On a most basic level, kids start to build teamwork skills as they learn to negotiate and share limited resources. Anyone who has kids know that these skills do not come naturally, but are developed with age and practice. Kids who have experience sharing and working in groups without the dominant management of parent or authority figure (e.g. the good old pick-up game of kick-the-can that was managed only by the kids in the neighborhood) get much more opportunity to develop the self awareness and skills needed for effective collaboration. The more chances we give kids to feel the pleasure in sharing and giving, the more quickly they become effective at sharing.
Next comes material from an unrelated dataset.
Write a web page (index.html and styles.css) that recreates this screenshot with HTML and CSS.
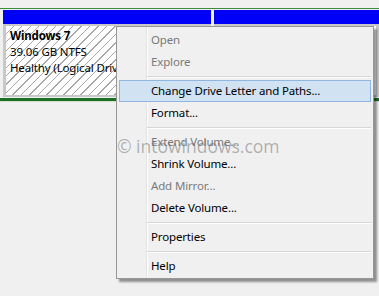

In addition, when we model how to set a goal and allow kids to practice working towards that goal, we model the behavior they will eventually adopt as their won. Finally, when they experience success as a member of a team, they develop a lasting sense of the power of teamwork and the motivation to start to value a team over themselves.
Why does it matter?
Collaboration makes the cut on nearly every list of top 21st-century skills—and it has become not just a goal but a requirement for most jobs. Technology increasingly enables people to work together with people who differ by geography, culture and mindset, and businesses and institutions worldwide expect employees to work effectively in both face-to-face and in virtual teams. Those who collaborate effectively will not only be effective workers but will be poised to help find solutions to the increasingly complicated challenges this young generation will face.
Further, in most schools from elementary level up, kids get more out of the curriculum if they know how to work well in groups, and this trend of increased peer-to peer-teaching and learning is only gaining ground in older school years. Research even shows that how well young children solve simple problems in groups predicts how they will transition to and fare in formal schooling.